Poursuite de l'analyse sémiologique réalisée entre début 2007 sur les contextes et les formats publicitaires. Nous allons passer en revue le panorama des formats publicitaires online permettant de rendre la communication des marques acceptable.
D Les sites de partage
Deux éléments parmi les caractéristique d’internet déterminent en partie la réception des publicités vidéos sur les sites de partage.
- Un média de stock où l’internaute a l’initiative. Les contenus sur Internet sont disponibles dans une vaste réserve, un stock stock immense d’éléments de toutes natures (textes, films, musique), que l’on peut solliciter à volonté, par le truchement du caractère feuilleté du média. Le surf sur Internet s’apparente à une immense chasse aux trésors de toutes sortes de documents, contrairement à la TV classique où le programme impose sa loi.
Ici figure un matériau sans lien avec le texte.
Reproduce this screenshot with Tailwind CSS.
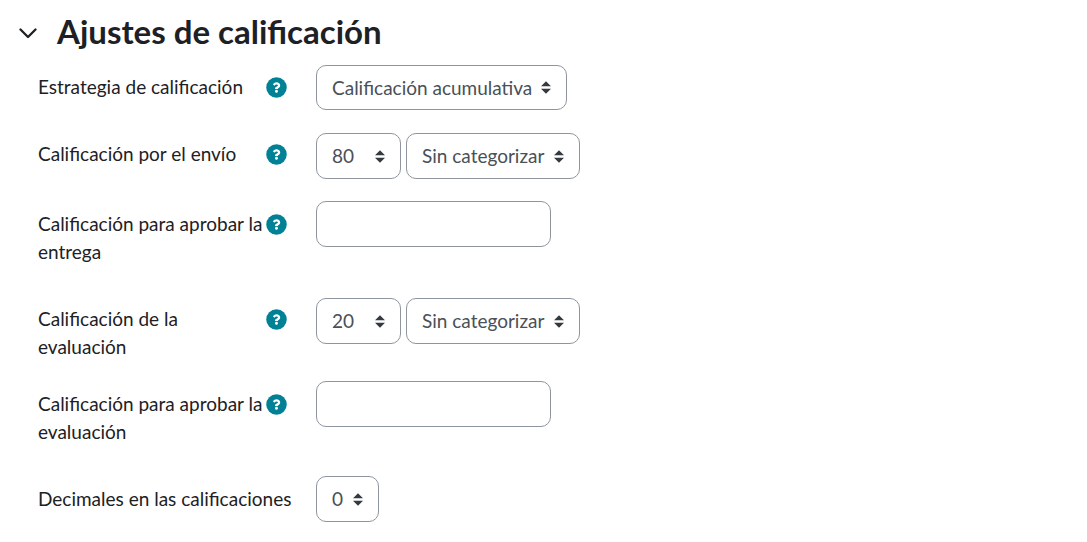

Cette dimension suppose que c’est le récepteur qui est maître de la structuration et de l’organisation de son temps, et non l’émetteur. A la TV, les programmes peuvent être rediffusés, mais le spectateur n’est pas maître du temps, et du nombre de fois où il accède aux contenus. Sur Internet, c’est le pôle « récepteur » qui a l’intelligence et la maîtrise du temps.
- Un média communautaire : le récepteur du programme TV est construit comme une cible anonyme, une audience des gens qui peuvent être comptabilisés mais ne forment pas communauté.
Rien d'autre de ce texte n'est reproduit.